For those who still think art is above all this, Pollard won’t let us forget the similarities between rarified cultural infrastructure and the banal architecture of violence and judgment. Call it the art/entertainment-industrial complex, within which the congruence of school, factory, convention centre, airport, mall and museum expresses the architecture of the American Way: a capitalist surrealism that, in late 2016, is no less effective for looking shabby. Sometimes the violence seems incidental, even accidental: in a photo of the Denver Art Museum, a canted pile of aluminum volumes by Daniel Libeskind that looks as if a cube has taken down an Imperial Star Destroyer, a pitiful yellow stanchion is in place to keep visitors safe from ice sliding off the jagged eaves. Elsewhere it’s clear that art is actively bellicose. In a photo titled Needlessly Menacing Cultural Advertisement, blaring above the urban clutter is a huge banner for the Clyfford Still Museum in Denver that describes the artist’s heroic-modernist painting in outdated terms – that is, as hand-to-hand combat: ‘The canvas was his ally. The paint and trowel were his weapons. And the art world was his enemy.’

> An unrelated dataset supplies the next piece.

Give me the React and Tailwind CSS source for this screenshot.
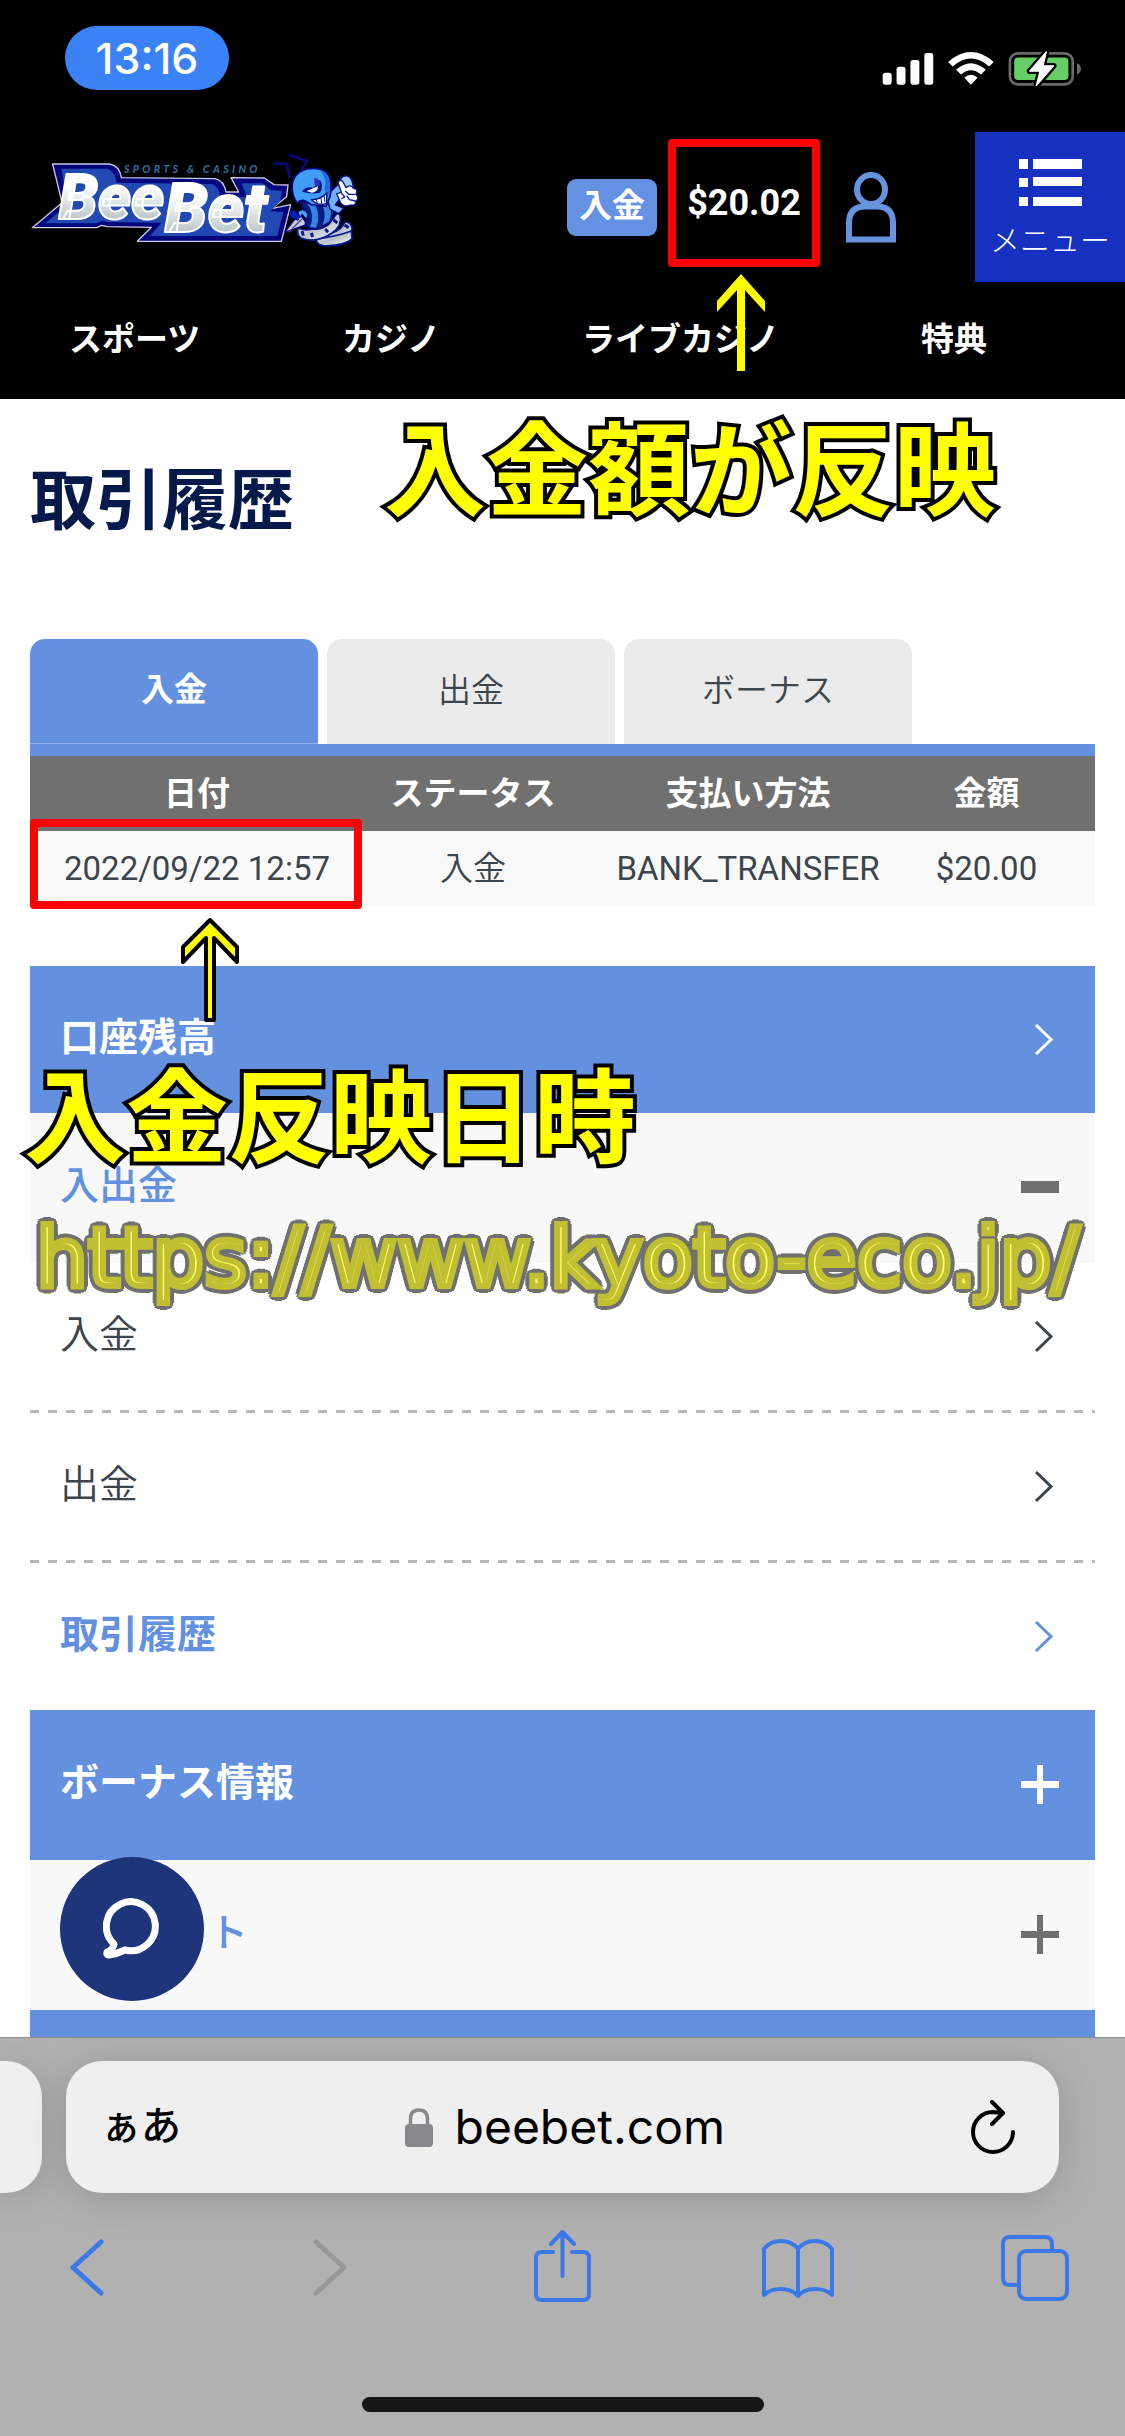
const jp = "font-['Roboto','Noto_Sans_CJK_JP',sans-serif]";

function StatusIcons() {
  return (
    <svg viewBox="60 60 610 115" className="mt-[50px] h-[38px] w-[203px]" aria-label="電波・Wi-Fi・バッテリー">
      <g fill="#fff">
        <rect x="66" y="129" width="27" height="36" rx="8" />
        <rect x="108" y="111" width="27" height="54" rx="8" />
        <rect x="150" y="90" width="27" height="75" rx="8" />
        <rect x="192" y="69" width="27" height="96" rx="8" />
        <path d="M264 96 Q333 36 402 96 L388 110 Q333 62 278 110 Z" />
        <path d="M288 120 Q333 80 378 120 L363 134 Q333 108 303 134 Z" />
        <path d="M313 144 Q333 126 353 144 L333 165 Z" />
      </g>
      <rect x="451" y="70" width="190" height="94" rx="24" fill="none" stroke="#6b6b6b" strokeWidth="8" />
      <rect x="464" y="83" width="164" height="68" rx="12" fill="#65cf66" />
      <path d="M654 100 Q666 104 666 117 Q666 130 654 134 Z" fill="#6b6b6b" />
      <path d="M561 66 L511 124 H542 L531 168 L583 108 H551 Z" fill="#fff" stroke="#000" strokeWidth="18" strokeLinejoin="round" />
      <path d="M561 66 L511 124 H542 L531 168 L583 108 H551 Z" fill="#fff" stroke="#fff" strokeWidth="4" strokeLinejoin="round" />
    </svg>
  );
}

function Logo() {
  return (
    <svg viewBox="33 60 996 342" className="h-[114px] w-[332px]" role="img" aria-label="BeeBet Sports & Casino">
      <defs>
        <linearGradient id="steel" x1="0" y1="0" x2="0" y2="1">
          <stop offset="0.35" stopColor="#fff" />
          <stop offset="0.85" stopColor="#b4c0c2" />
        </linearGradient>
        <linearGradient id="coil" x1="0" y1="0" x2="1" y2="1">
          <stop offset="0" stopColor="#fff" />
          <stop offset="0.5" stopColor="#b9c2c6" />
          <stop offset="1" stopColor="#fff" />
        </linearGradient>
      </defs>
      <path
        d="M98 102 L268 102 Q298 106 304 143 L585 146 Q612 152 618 186 L656 186 L633 143 L733 144 L762 164 L804 165 L800 200 L755 236 L812 224 L784 334 L352 334 L394 292 L262 290 L245 286 L230 293 L37 293 L126 218 Z"
        fill="#05057c" stroke="#c9c8e4" strokeWidth="4" strokeLinejoin="round"
      />
      <path
        d="M124 116 L262 116 Q284 122 290 158 L576 162 Q596 170 602 202 L682 202 L664 160 L728 160 L752 180 L786 182 L780 214 L752 244 L790 246 L772 318 L390 318 L424 278 L262 276 L245 272 L230 280 L76 280 L142 224 Z"
        fill="#2049b3"
      />
      <g fontFamily="Roboto, sans-serif" fontWeight="900" fontStyle="italic" stroke="#fff" strokeWidth="6" strokeLinejoin="round" fill="url(#steel)">
        <text x="116" y="266" fontSize="188">Bee</text>
        <text x="434" y="306" fontSize="206">Bet</text>
      </g>
      <text x="312" y="130" fontFamily="Lato, sans-serif" fontWeight="700" fontStyle="italic" fontSize="32" fill="#2a74a4" letterSpacing="10">SPORTS &amp; CASINO</text>
      <g transform="translate(750 45)" strokeLinejoin="round">
        <path d="M12 55 L50 56 L60 98 M56 29 L112 48 L92 78" fill="none" stroke="#090a78" strokeWidth="8" />
        <path d="M44 262 L88 205 L112 238 Z" fill="#c8c7de" stroke="#05057c" strokeWidth="4" />
        <path d="M56 262 L96 222" stroke="#4d4c8b" strokeWidth="4" />
        <path d="M58 202 Q70 188 90 210 L84 226 L62 218 Z" fill="#0b1cb2" stroke="#05057c" strokeWidth="3" />
        <g fill="url(#coil)" stroke="#0a1a93" strokeWidth="5">
          <path d="M160 270 Q214 262 224 232 Q246 230 246 254 Q230 286 176 292 Z" />
          <path d="M138 280 Q190 278 244 258 L246 282 Q220 304 160 302 Q140 300 138 280 Z" />
          <path d="M84 250 Q130 268 190 220 Q204 196 210 212 Q218 240 186 264 Q140 296 94 280 Q80 272 84 250 Z" />
        </g>
        <path d="M96 258 L100 272 M124 264 L128 276 M166 252 L174 262 M190 224 L202 234 M224 240 L236 248" stroke="#0a1a93" strokeWidth="9" />
        <path d="M92 172 L184 172 Q204 206 176 238 Q142 264 106 244 Q112 212 92 172 Z" fill="#071d7c" stroke="#05057c" strokeWidth="5" />
        <path d="M112 176 Q136 206 120 246 L138 248 Q154 214 134 176 Z M154 178 Q172 204 158 240 L176 230 Q190 204 176 178 Z" fill="#3384e4" />
        <path d="M84 202 Q98 184 114 208 L110 222 L96 208 L90 218 Z" fill="#4aa0f2" stroke="#05057c" strokeWidth="3" />
        <path d="M170 152 L210 112 L226 138 L196 180 L222 190 L206 206 L180 192 Z" fill="#74adf0" stroke="#05057c" strokeWidth="4" />
        <path d="M214 98 Q236 84 246 108 L250 126 L232 142 L206 122 Z" fill="#9bcbf8" stroke="#0a1a93" strokeWidth="4" />
        <path d="M204 112 Q212 100 220 112 L228 128 Q242 116 250 130 Q266 132 258 148 Q270 160 256 170 Q260 182 240 180 Q216 190 208 164 L200 146 L214 142 Z" fill="#fff" stroke="#0a1a93" strokeWidth="4" />
        <path d="M226 138 L236 148 L256 148 M230 152 L238 164 L256 168 M214 144 L224 156 L214 162" fill="none" stroke="#0a1a93" strokeWidth="4" />
        <path d="M67 136 Q62 84 112 72 Q160 64 176 92 Q188 118 180 154 L168 184 L122 178 Q96 156 82 174 Q70 160 67 136 Z" fill="#429df5" stroke="#070b80" strokeWidth="5" />
        <path d="M152 76 Q180 88 180 128 L173 160 L164 132 Q172 104 152 76 Z" fill="#2366d4" />
        <path d="M96 140 Q106 122 130 128 L150 104 Q162 124 150 143 Q124 149 96 140 Z" fill="#08158c" />
        <path d="M110 138 L144 124 Q144 142 126 143 Z" fill="#fff" />
        <path d="M134 98 Q150 100 150 122 L137 124 Q130 112 134 98 Z" fill="#3030ba" />
        <path d="M124 164 Q152 164 170 144 L170 174 Q150 186 124 164 Z" fill="#fff" stroke="#08158c" strokeWidth="4" />
        <path d="M138 162 L142 176 M152 156 L156 178 M162 150 L165 172" stroke="#08158c" strokeWidth="3" />
      </g>
    </svg>
  );
}

function PersonIcon() {
  return (
    <svg viewBox="0 0 50 71" className="h-[71px] w-[50px]" fill="none" stroke="#6793de" strokeWidth="6">
      <ellipse cx="25" cy="17.500" rx="14" ry="14.500" />
      <path d="M3 67.500 V51 Q3 34.500 19 34.500 H31 Q47 34.500 47 51 V67.500 Z" />
    </svg>
  );
}

function MenuIcon() {
  return (
    <svg viewBox="0 0 63 48" className="h-[48px] w-[63px]" fill="#fff">
      <path d="M0 0h9v10H0zM14 0h49v10H14zM0 19h9v9H0zM14 18h49v9H14zM0 38h9v9H0zM14 38h49v9H14z" />
    </svg>
  );
}

const rowIcons = {
  chevron: <path d="M15 5 L30 19.500 L15 34" fill="none" stroke="currentColor" strokeWidth="3" />,
  minus: <path d="M0 12h38v12H0z" fill="currentColor" />,
  plus: <path d="M0 15h16V-1h6v16h16v7H22v16h-6V22H0z" fill="currentColor" />,
};

function Row({ label, icon, className, iconColor = "", indent = "pl-[30px]" }) {
  return (
    <a href="#" className={`flex items-center justify-between pr-9 text-[39px] leading-[60px] ${indent} ${className}`}>
      <span className="mb-1">{label}</span>
      <svg viewBox="0 0 38 39" className={`h-[39px] w-[38px] overflow-visible ${iconColor}`}>{rowIcons[icon]}</svg>
    </a>
  );
}

function DashedLine() {
  return <div className="h-[3px] bg-[repeating-linear-gradient(90deg,#b8b8b8_0_9px,transparent_9px_18px)]" />;
}

function Note({ children, className }) {
  return (
    <p className={`pointer-events-none absolute z-10 whitespace-nowrap text-[102px] leading-[104px] font-bold text-[#ffff00] [-webkit-text-stroke:8px_#000] [paint-order:stroke_fill] [stroke-linejoin:round] ${className}`}>
      {children}
    </p>
  );
}

function ToolButton({ label, children, className = "text-[#3b78e7]" }) {
  return (
    <button aria-label={label} className={className}>
      <svg viewBox="0 0 72 72" className="size-[72px]" fill="none" stroke="currentColor" strokeWidth="4" strokeLinecap="round" strokeLinejoin="round">
        {children}
      </svg>
    </button>
  );
}

export default function App() {
  return (
    <div className={`flex min-h-screen flex-col overflow-hidden bg-white ${jp}`}>
      <header className="bg-black text-white">
        <div className="flex h-[132px] items-start justify-between pr-[42px] pl-[65px]">
          <time className="mt-[26px] flex h-16 w-[164px] items-center justify-center rounded-full bg-[#3b82f7] font-['Inter',sans-serif] text-[43px] font-medium">13:16</time>
          <StatusIcons />
        </div>
        <div className="flex h-[150px] items-center pl-[31px]">
          <a href="#"><Logo /></a>
          <button className="ml-auto h-[57px] w-[90px] rounded-[9px] bg-[#6491e1] pb-1 text-[33px] leading-none font-bold">入金</button>
          <div className="relative mb-2 ml-[11px] flex h-32 w-[152px] items-center justify-center rounded-sm border-8 border-[#ff0000] text-[36px] font-bold">
            $20.02
            <svg viewBox="0 0 50 97" className="pointer-events-none absolute top-[127px] left-[40px] z-10 h-[97px] w-[50px]" fill="#ffff00">
              <path d="M25 0 L49 27 V38 L29 16 V97 H21 V16 L1 38 V27 Z" />
            </svg>
          </div>
          <a href="#" aria-label="アカウント" className="ml-[26px]"><PersonIcon /></a>
          <button className="ml-[79px] flex h-full w-[150px] flex-col items-center bg-[#1630c0] pt-[27px] text-[30px] font-light">
            <MenuIcon />
            <span className="mt-3 leading-[44px]">メニュー</span>
          </button>
        </div>
        <nav className="flex h-[117px] items-center justify-between pr-[138px] pb-0.5 pl-[69px] text-[33px] font-bold">
          <a href="#">スポーツ</a>
          <a href="#">カジノ</a>
          <a href="#">ライブカジノ</a>
          <a href="#">特典</a>
        </nav>
      </header>

      <main className="relative px-[30px]">
        <h1 className="pt-[70px] pb-[104px] text-[66px] leading-[66px] font-bold text-[#051a4a]">取引履歴</h1>
        <Note className="top-[22px] left-[384px]">入金額が反映</Note>

        <div role="tablist" className="flex h-[105px] gap-[9px] text-[33px] text-[#3c444c]">
          <button role="tab" aria-selected="true" className="w-[288px] rounded-t-[15px] border-b border-[#8fb2ee] bg-[#6391e0] pb-0.5 font-bold text-white">入金</button>
          <button role="tab" aria-selected="false" className="w-[288px] rounded-t-[15px] bg-[#ebebeb] pb-0.5 font-[350]">出金</button>
          <button role="tab" aria-selected="false" className="w-[288px] rounded-t-[15px] bg-[#ebebeb] pb-0.5 font-[350]">ボーナス</button>
        </div>

        <div className="h-3 bg-[#6391e0]" />
        <table className="w-full table-fixed border-separate border-spacing-0 text-center text-[33px] text-[#3c444c]">
          <colgroup>
            <col className="w-[334px]" />
            <col className="w-[218px]" />
            <col className="w-[332px]" />
            <col />
          </colgroup>
          <thead className="bg-[#707070] text-white">
            <tr className="h-[75px] leading-[48px]">
              <th>日付</th>
              <th>ステータス</th>
              <th>支払い方法</th>
              <th className="pr-9">金額</th>
            </tr>
          </thead>
          <tbody className="bg-[#f9f9f9]">
            <tr className="h-[75px] leading-[48px] whitespace-nowrap">
              <td className="relative">
                2022/09/22 12:57
                <span className="pointer-events-none absolute -top-3 right-0.5 -bottom-[3px] left-0 rounded-sm border-8 border-[#ff0000]" />
                <svg viewBox="0 0 60 106" className="pointer-events-none absolute top-[86px] left-[150px] z-10 h-[106px] w-[60px]" fill="#ffff00" stroke="#000" strokeWidth="4" strokeLinejoin="round">
                  <path d="M30 3 L57 30 V45 L34 21 V103 H26 V21 L3 45 V30 Z" />
                </svg>
              </td>
              <td className="font-[350]">入金</td>
              <td>BANK_TRANSFER</td>
              <td className="pr-9">$20.00</td>
            </tr>
          </tbody>
        </table>

        <section className="relative mt-[60px] text-[#3c444c]">
          <Row label="口座残高" icon="chevron" className="h-[147px] bg-[#6391e0] font-bold text-white" />
          <Note className="top-[102px] left-[-6px]">入金反映日時</Note>
          <Row label="入出金" icon="minus" className="h-[150px] bg-[#f8f8f9] font-medium text-[#6391e0]" iconColor="text-[#707070]" />
          <p className="pointer-events-none absolute top-[245px] left-[6px] z-10 text-[82px] leading-[94px] whitespace-nowrap text-[#ffff66] font-['DejaVu_Sans',sans-serif] [-webkit-text-stroke:6px_#c1c033] [text-shadow:7px_0_#70706e,-7px_0_#70706e,0_7px_#70706e,0_-7px_#70706e,5px_5px_#70706e,-5px_5px_#70706e,5px_-5px_#70706e,-5px_-5px_#70706e,6px_3px_#70706e,-6px_3px_#70706e,6px_-3px_#70706e,-6px_-3px_#70706e,3px_6px_#70706e,-3px_6px_#70706e,3px_-6px_#70706e,-3px_-6px_#70706e]">
            https://www.kyoto-eco.jp/
          </p>
          <Row label="入金" icon="chevron" className="h-[147px] font-[350]" />
          <DashedLine />
          <Row label="出金" icon="chevron" className="h-[147px] font-[350]" />
          <DashedLine />
          <Row label="取引履歴" icon="chevron" className="h-[147px] font-bold text-[#6391e0]" />
          <Row label="ボーナス情報" icon="plus" className="h-[150px] bg-[#6391e0] font-bold text-white" />
          <div className="relative">
            <Row label="ト" icon="plus" indent="pl-[179px]" className="h-[150px] bg-[#f8f8f9] font-medium text-[#6391e0]" iconColor="text-[#707070]" />
            <button aria-label="チャット" className="absolute -top-[3px] left-[30px] flex size-36 items-center justify-center rounded-full bg-[#1e347b]">
              <svg viewBox="0 0 58 62" className="h-[62px] w-[58px]" fill="none" stroke="#fff" strokeWidth="7" strokeLinejoin="round">
                <path d="M11 46 A24.500 24.500 0 1 1 22 52 Q14 56 6 57 Q3 57 4 54 Q10 52 11 46 Z" />
              </svg>
            </button>
          </div>
          <div className="h-[27px] bg-[#6391e0]" />
        </section>
      </main>

      <footer className="flex flex-1 flex-col border-t border-[#8e8e8e] bg-[#b1b1b1] pt-[23px]">
        <div className="flex h-[132px] gap-6 text-black">
          <div className="w-[42px] rounded-r-[36px] bg-[#efefef] shadow-[0_6px_40px_rgba(0,0,0,0.16)]" />
          <div className="mr-[66px] grid flex-1 grid-cols-[1fr_auto_1fr] items-center rounded-[36px] bg-[#efefef] pr-[31px] pl-[35px] shadow-[0_6px_40px_rgba(0,0,0,0.16)]">
            <button aria-label="ページ設定" className="justify-self-start text-[40px] leading-[60px] font-medium">ぁあ</button>
            <div className="flex items-center gap-[22px]">
              <svg viewBox="0 0 28 39" className="h-[39px] w-[28px]">
                <path d="M5.500 18 V11 Q5.500 2 14 2 Q22.500 2 22.500 11 V18" fill="none" stroke="#88888c" strokeWidth="3.500" />
                <rect y="16" width="28" height="23" rx="4" fill="#88888c" />
              </svg>
              <input aria-label="アドレス" readOnly value="beebet.com" className="w-[270px] bg-transparent font-['Inter',sans-serif] text-[48px] leading-[60px] outline-none" />
            </div>
            <button aria-label="再読み込み" className="justify-self-end pr-3">
              <svg viewBox="0 0 46 55" className="h-[55px] w-[46px]" fill="none" stroke="#000" strokeWidth="4" strokeLinecap="round" strokeLinejoin="round">
                <path d="M43 32 A20 20 0 1 1 23 12 L32 13 M22 2 L33 13 L22 24" />
              </svg>
            </button>
          </div>
        </div>
        <div className="mt-[37px] flex justify-between pr-[54px] pl-[51px]">
          <ToolButton label="戻る"><path d="M50 12 L22 37.500 L50 63" strokeWidth="5" /></ToolButton>
          <ToolButton label="進む" className="text-[#989898]"><path d="M28 12 L56 37.500 L28 63" strokeWidth="5" /></ToolButton>
          <ToolButton label="共有">
            <path d="M28 22 H17 Q11 22 11 28 V64 Q11 70 17 70 H58 Q64 70 64 64 V28 Q64 22 58 22 H47 M37.500 46 V3 M26 14 L37.500 2 L49 14" />
          </ToolButton>
          <ToolButton label="ブックマーク">
            <path d="M36 19 Q30 11 19 11 Q8 11 2 19 V65 Q8 59 19 59 Q30 59 36 66 Q42 59 53 59 Q64 59 70 65 V19 Q64 11 53 11 Q42 11 36 19 Z M36 19 V66" />
          </ToolButton>
          <ToolButton label="タブ">
            <rect x="20" y="21" width="48" height="48" rx="7" />
            <path d="M20 55 H11 Q4 55 4 48 V14 Q4 7 11 7 H46 Q53 7 53 14 V21" />
          </ToolButton>
        </div>
        <div className="mx-auto mt-[95px] mb-6 h-[15px] w-[402px] rounded-full bg-[#161616]" />
      </footer>
    </div>
  );
}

Why is an ad like this necessary – except if such rhetoric seems the only way for art to compete in a market defined by brutality? Gone is quiet self-evidence; culture, like many things besides, is a shouting match. Above a street corner cluttered with ‘visual pollution’ – a particularly American mix of sushi, pastrami, Puerto Rican and Middle Eastern restaurants, huddled beside an office tower – stands a billboard for an exhibition at the Denver Art Museum called Star Wars and the Power of Costume. Even clothes are called powerful. And ‘even art’ must bend towards the perceived lowest cultural denominator, running immersive ads masked as blockbuster shows. This is not a foible (Mercedes Benz at MOCA, Bjork at MoMA) exclusive to the heartland. All across America, from megaplex to museum, the Star Wars franchise proffers an allegory of good and evil, us and them, that passes for national myth. Yet it bears repeating that George Lucas based the Empire’s evil vibe on a mix of Third Reich regalia and American Minimalism. This isn’t their low culture to our high; this is culture, full stop. Art, I am your father.
So we’d be wise not to look with too much condescension on the Child with Star Wars Backpack whom Pollard photographs at the Denver International Airport, or the Star Wars Assassin Lunchbox he finds on a table in an elementary school. The point isn’t that the bovine masses do naïvely what desperate museums do resignedly – namely, consent to corporate brandwashing – but that slicked-up, dumbed-down violence is our common creed. If Pollard’s photos tell us something we don’t know, it’s because we haven’t been paying attention. Which is why it’s so crucial to turn the lens back at art. Artists and especially photographers in the modernist tradition are trained to cultivate decisive moments – differences, contradictions or clashes that might reverberate as truths. Pollard performs this task at the scale of socioeconomic shifts and fault lines. When Colorado goes for Clinton and for legal weed yet still seems to kill its own soul one gun club or private prison or Confederate flag t-shirt at a time, Pollard is there to take the shot. And while he does so without apologising for the other side, it’s not so clear where the deep divide actually lies; the ‘We’ of We Kill Everything easily includes liberals, artists and their institutions. One photo, captioned Condescending Cultural Branding/Advertisement, shows a magic-hour signscape: a Motel 6, a few passing cars. A light post, centre frame, stupidly cuts across a billboard for a Mark Mothersbaugh show at the MCA Denver called Myopia, which bears the tagline, ‘You will not leave normal’. But what is normal? And who decides? Forget Foucault; spend 2016 in even the most bland United States and you’ll find that ‘normal’ is a more varied, contradictory and damaged ideology than the pretentious weirding of mass art can imagine.
Ultimately, Pollard’s series is more descriptive than prescriptive. His project contains and resolves these cultural contradictions into a common failure – just as the deeply divided country also manages to do. Love it or leave it. Pollard pictures a country where, at the end of the day, we might shrug into a certain debunked white middle-American vision of a longneck craft beer as the wi-fi jukebox plays ‘Ain’t That America?’ It sure is, but only for some. The series takes its name from Kill Everything Rear Window Decal, which depicts the 1970s Chevy pickup on which Pollard spotted the sticker. Next to it on the glass is another that reads ‘We the People’. Flanking the truck as it idles at a crossroads are the motion-blurs of two American flags. Robert Frank showed an America that its citizens perhaps couldn’t see, or didn’t want to. The conflicted America of We Kill Everything is plain. The merciless dictum to kill them all is just one sticker on one window of one truck—and there are many more trucks, all waiting for the lights to change.